Start of Data shown
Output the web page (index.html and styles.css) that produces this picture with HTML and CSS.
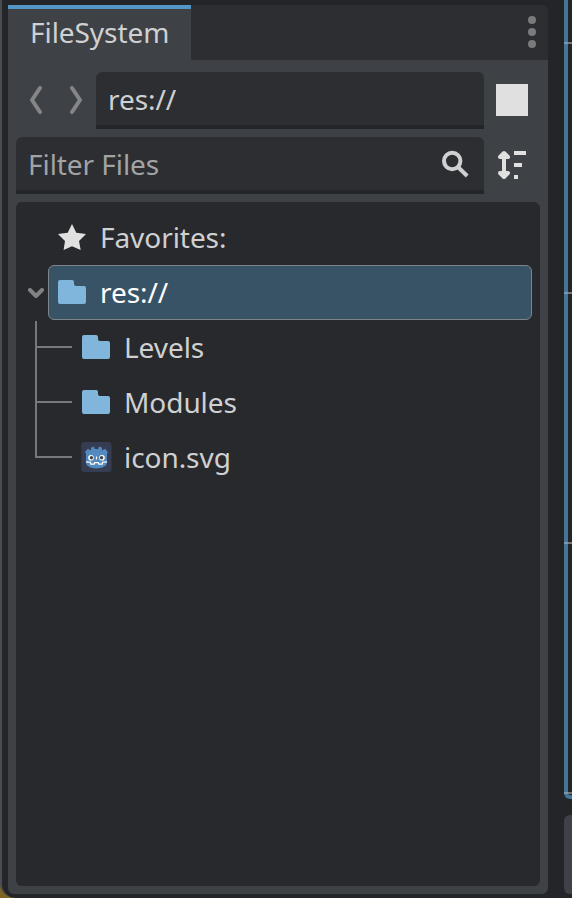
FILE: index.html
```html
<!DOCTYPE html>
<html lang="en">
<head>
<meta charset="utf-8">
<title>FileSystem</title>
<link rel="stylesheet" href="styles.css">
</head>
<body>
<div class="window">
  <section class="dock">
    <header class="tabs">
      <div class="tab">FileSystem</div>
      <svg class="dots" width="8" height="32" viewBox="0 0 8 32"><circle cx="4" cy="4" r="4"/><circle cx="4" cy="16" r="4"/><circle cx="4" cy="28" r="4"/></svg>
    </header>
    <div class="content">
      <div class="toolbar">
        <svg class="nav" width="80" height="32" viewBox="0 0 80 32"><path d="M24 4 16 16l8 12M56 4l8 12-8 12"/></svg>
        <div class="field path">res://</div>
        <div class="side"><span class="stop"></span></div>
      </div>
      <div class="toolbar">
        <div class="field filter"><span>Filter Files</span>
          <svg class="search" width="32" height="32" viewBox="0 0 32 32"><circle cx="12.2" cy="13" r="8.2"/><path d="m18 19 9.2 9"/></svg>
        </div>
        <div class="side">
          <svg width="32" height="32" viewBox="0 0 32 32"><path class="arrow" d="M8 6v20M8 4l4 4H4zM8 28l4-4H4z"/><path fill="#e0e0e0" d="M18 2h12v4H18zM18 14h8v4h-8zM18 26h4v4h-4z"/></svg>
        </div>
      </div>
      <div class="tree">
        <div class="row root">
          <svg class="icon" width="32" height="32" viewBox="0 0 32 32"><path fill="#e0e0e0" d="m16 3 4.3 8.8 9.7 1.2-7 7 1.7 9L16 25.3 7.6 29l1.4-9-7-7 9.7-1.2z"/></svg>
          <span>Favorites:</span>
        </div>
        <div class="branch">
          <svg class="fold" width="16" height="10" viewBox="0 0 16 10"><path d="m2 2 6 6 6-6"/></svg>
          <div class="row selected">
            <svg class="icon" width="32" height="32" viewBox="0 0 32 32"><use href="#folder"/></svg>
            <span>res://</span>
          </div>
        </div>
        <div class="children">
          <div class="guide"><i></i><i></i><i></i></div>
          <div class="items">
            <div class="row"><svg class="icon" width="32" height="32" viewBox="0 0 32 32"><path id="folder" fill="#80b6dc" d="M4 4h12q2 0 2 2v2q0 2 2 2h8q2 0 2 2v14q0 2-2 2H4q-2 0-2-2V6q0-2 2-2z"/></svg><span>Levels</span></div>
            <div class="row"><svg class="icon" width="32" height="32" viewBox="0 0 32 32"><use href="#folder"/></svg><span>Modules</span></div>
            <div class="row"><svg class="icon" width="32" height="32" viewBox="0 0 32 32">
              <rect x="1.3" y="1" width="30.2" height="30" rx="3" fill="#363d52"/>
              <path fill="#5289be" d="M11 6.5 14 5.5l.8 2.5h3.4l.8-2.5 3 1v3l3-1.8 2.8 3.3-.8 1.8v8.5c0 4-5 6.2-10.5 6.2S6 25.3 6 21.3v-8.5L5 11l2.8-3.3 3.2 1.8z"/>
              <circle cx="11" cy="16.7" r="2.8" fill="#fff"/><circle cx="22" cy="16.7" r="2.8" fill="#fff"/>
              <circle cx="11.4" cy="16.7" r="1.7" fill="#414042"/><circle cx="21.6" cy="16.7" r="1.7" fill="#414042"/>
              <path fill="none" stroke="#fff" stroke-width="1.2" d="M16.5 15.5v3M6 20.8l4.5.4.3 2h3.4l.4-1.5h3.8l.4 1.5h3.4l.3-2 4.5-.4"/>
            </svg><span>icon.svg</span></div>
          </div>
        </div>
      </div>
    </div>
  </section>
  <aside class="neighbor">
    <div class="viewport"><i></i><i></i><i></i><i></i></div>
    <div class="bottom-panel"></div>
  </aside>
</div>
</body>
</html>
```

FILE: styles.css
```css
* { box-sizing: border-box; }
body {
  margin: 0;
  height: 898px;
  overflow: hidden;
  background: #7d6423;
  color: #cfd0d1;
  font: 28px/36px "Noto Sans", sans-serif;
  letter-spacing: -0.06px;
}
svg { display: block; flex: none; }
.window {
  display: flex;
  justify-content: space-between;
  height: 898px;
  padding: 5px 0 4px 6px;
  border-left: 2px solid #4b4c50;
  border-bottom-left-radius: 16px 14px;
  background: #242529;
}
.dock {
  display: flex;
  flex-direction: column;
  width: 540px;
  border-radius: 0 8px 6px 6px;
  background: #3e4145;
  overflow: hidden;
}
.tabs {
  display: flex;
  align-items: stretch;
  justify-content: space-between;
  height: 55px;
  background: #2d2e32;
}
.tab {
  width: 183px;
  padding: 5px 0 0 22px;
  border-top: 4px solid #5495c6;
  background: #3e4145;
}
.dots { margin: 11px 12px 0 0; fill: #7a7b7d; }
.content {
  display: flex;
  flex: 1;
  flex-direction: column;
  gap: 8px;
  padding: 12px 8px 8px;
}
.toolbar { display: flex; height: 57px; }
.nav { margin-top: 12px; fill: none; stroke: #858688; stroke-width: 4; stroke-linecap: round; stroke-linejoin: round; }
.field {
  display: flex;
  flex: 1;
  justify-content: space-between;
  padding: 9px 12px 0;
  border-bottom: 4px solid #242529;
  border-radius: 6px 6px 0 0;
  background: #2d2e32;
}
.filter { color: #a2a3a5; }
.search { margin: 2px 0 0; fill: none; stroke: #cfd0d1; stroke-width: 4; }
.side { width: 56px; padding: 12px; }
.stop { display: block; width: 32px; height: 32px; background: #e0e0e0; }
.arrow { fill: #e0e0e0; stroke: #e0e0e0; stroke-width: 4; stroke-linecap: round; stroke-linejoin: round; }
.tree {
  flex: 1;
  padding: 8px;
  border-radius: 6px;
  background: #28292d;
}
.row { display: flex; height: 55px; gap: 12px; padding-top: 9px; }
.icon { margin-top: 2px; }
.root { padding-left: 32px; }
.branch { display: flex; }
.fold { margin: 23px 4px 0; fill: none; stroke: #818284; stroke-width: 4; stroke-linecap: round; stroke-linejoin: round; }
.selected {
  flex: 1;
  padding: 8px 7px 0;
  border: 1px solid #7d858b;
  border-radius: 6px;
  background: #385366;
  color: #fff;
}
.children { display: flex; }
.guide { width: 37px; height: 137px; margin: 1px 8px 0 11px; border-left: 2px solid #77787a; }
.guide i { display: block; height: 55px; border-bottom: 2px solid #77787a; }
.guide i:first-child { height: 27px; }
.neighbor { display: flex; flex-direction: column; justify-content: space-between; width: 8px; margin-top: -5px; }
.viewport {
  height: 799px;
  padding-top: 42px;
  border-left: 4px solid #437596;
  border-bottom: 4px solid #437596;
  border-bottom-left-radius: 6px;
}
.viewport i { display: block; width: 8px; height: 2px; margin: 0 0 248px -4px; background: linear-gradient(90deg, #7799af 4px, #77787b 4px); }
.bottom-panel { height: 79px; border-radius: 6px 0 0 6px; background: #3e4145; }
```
End of Data shown
#### Task goal
In your copy of the listing above, reproduce each line exactly and omit all pictures.

#### Answer for this exercise
Output the web page (index.html and styles.css) that produces this picture with HTML and CSS.
FILE: index.html
```html
<!DOCTYPE html>
<html lang="en">
<head>
<meta charset="utf-8">
<title>FileSystem</title>
<link rel="stylesheet" href="styles.css">
</head>
<body>
<div class="window">
  <section class="dock">
    <header class="tabs">
      <div class="tab">FileSystem</div>
      <svg class="dots" width="8" height="32" viewBox="0 0 8 32"><circle cx="4" cy="4" r="4"/><circle cx="4" cy="16" r="4"/><circle cx="4" cy="28" r="4"/></svg>
    </header>
    <div class="content">
      <div class="toolbar">
        <svg class="nav" width="80" height="32" viewBox="0 0 80 32"><path d="M24 4 16 16l8 12M56 4l8 12-8 12"/></svg>
        <div class="field path">res://</div>
        <div class="side"><span class="stop"></span></div>
      </div>
      <div class="toolbar">
        <div class="field filter"><span>Filter Files</span>
          <svg class="search" width="32" height="32" viewBox="0 0 32 32"><circle cx="12.2" cy="13" r="8.2"/><path d="m18 19 9.2 9"/></svg>
        </div>
        <div class="side">
          <svg width="32" height="32" viewBox="0 0 32 32"><path class="arrow" d="M8 6v20M8 4l4 4H4zM8 28l4-4H4z"/><path fill="#e0e0e0" d="M18 2h12v4H18zM18 14h8v4h-8zM18 26h4v4h-4z"/></svg>
        </div>
      </div>
      <div class="tree">
        <div class="row root">
          <svg class="icon" width="32" height="32" viewBox="0 0 32 32"><path fill="#e0e0e0" d="m16 3 4.3 8.8 9.7 1.2-7 7 1.7 9L16 25.3 7.6 29l1.4-9-7-7 9.7-1.2z"/></svg>
          <span>Favorites:</span>
        </div>
        <div class="branch">
          <svg class="fold" width="16" height="10" viewBox="0 0 16 10"><path d="m2 2 6 6 6-6"/></svg>
          <div class="row selected">
            <svg class="icon" width="32" height="32" viewBox="0 0 32 32"><use href="#folder"/></svg>
            <span>res://</span>
          </div>
        </div>
        <div class="children">
          <div class="guide"><i></i><i></i><i></i></div>
          <div class="items">
            <div class="row"><svg class="icon" width="32" height="32" viewBox="0 0 32 32"><path id="folder" fill="#80b6dc" d="M4 4h12q2 0 2 2v2q0 2 2 2h8q2 0 2 2v14q0 2-2 2H4q-2 0-2-2V6q0-2 2-2z"/></svg><span>Levels</span></div>
            <div class="row"><svg class="icon" width="32" height="32" viewBox="0 0 32 32"><use href="#folder"/></svg><span>Modules</span></div>
            <div class="row"><svg class="icon" width="32" height="32" viewBox="0 0 32 32">
              <rect x="1.3" y="1" width="30.2" height="30" rx="3" fill="#363d52"/>
              <path fill="#5289be" d="M11 6.5 14 5.5l.8 2.5h3.4l.8-2.5 3 1v3l3-1.8 2.8 3.3-.8 1.8v8.5c0 4-5 6.2-10.5 6.2S6 25.3 6 21.3v-8.5L5 11l2.8-3.3 3.2 1.8z"/>
              <circle cx="11" cy="16.7" r="2.8" fill="#fff"/><circle cx="22" cy="16.7" r="2.8" fill="#fff"/>
              <circle cx="11.4" cy="16.7" r="1.7" fill="#414042"/><circle cx="21.6" cy="16.7" r="1.7" fill="#414042"/>
              <path fill="none" stroke="#fff" stroke-width="1.2" d="M16.5 15.5v3M6 20.8l4.5.4.3 2h3.4l.4-1.5h3.8l.4 1.5h3.4l.3-2 4.5-.4"/>
            </svg><span>icon.svg</span></div>
          </div>
        </div>
      </div>
    </div>
  </section>
  <aside class="neighbor">
    <div class="viewport"><i></i><i></i><i></i><i></i></div>
    <div class="bottom-panel"></div>
  </aside>
</div>
</body>
</html>
```

FILE: styles.css
```css
* { box-sizing: border-box; }
body {
  margin: 0;
  height: 898px;
  overflow: hidden;
  background: #7d6423;
  color: #cfd0d1;
  font: 28px/36px "Noto Sans", sans-serif;
  letter-spacing: -0.06px;
}
svg { display: block; flex: none; }
.window {
  display: flex;
  justify-content: space-between;
  height: 898px;
  padding: 5px 0 4px 6px;
  border-left: 2px solid #4b4c50;
  border-bottom-left-radius: 16px 14px;
  background: #242529;
}
.dock {
  display: flex;
  flex-direction: column;
  width: 540px;
  border-radius: 0 8px 6px 6px;
  background: #3e4145;
  overflow: hidden;
}
.tabs {
  display: flex;
  align-items: stretch;
  justify-content: space-between;
  height: 55px;
  background: #2d2e32;
}
.tab {
  width: 183px;
  padding: 5px 0 0 22px;
  border-top: 4px solid #5495c6;
  background: #3e4145;
}
.dots { margin: 11px 12px 0 0; fill: #7a7b7d; }
.content {
  display: flex;
  flex: 1;
  flex-direction: column;
  gap: 8px;
  padding: 12px 8px 8px;
}
.toolbar { display: flex; height: 57px; }
.nav { margin-top: 12px; fill: none; stroke: #858688; stroke-width: 4; stroke-linecap: round; stroke-linejoin: round; }
.field {
  display: flex;
  flex: 1;
  justify-content: space-between;
  padding: 9px 12px 0;
  border-bottom: 4px solid #242529;
  border-radius: 6px 6px 0 0;
  background: #2d2e32;
}
.filter { color: #a2a3a5; }
.search { margin: 2px 0 0; fill: none; stroke: #cfd0d1; stroke-width: 4; }
.side { width: 56px; padding: 12px; }
.stop { display: block; width: 32px; height: 32px; background: #e0e0e0; }
.arrow { fill: #e0e0e0; stroke: #e0e0e0; stroke-width: 4; stroke-linecap: round; stroke-linejoin: round; }
.tree {
  flex: 1;
  padding: 8px;
  border-radius: 6px;
  background: #28292d;
}
.row { display: flex; height: 55px; gap: 12px; padding-top: 9px; }
.icon { margin-top: 2px; }
.root { padding-left: 32px; }
.branch { display: flex; }
.fold { margin: 23px 4px 0; fill: none; stroke: #818284; stroke-width: 4; stroke-linecap: round; stroke-linejoin: round; }
.selected {
  flex: 1;
  padding: 8px 7px 0;
  border: 1px solid #7d858b;
  border-radius: 6px;
  background: #385366;
  color: #fff;
}
.children { display: flex; }
.guide { width: 37px; height: 137px; margin: 1px 8px 0 11px; border-left: 2px solid #77787a; }
.guide i { display: block; height: 55px; border-bottom: 2px solid #77787a; }
.guide i:first-child { height: 27px; }
.neighbor { display: flex; flex-direction: column; justify-content: space-between; width: 8px; margin-top: -5px; }
.viewport {
  height: 799px;
  padding-top: 42px;
  border-left: 4px solid #437596;
  border-bottom: 4px solid #437596;
  border-bottom-left-radius: 6px;
}
.viewport i { display: block; width: 8px; height: 2px; margin: 0 0 248px -4px; background: linear-gradient(90deg, #7799af 4px, #77787b 4px); }
.bottom-panel { height: 79px; border-radius: 6px 0 0 6px; background: #3e4145; }
```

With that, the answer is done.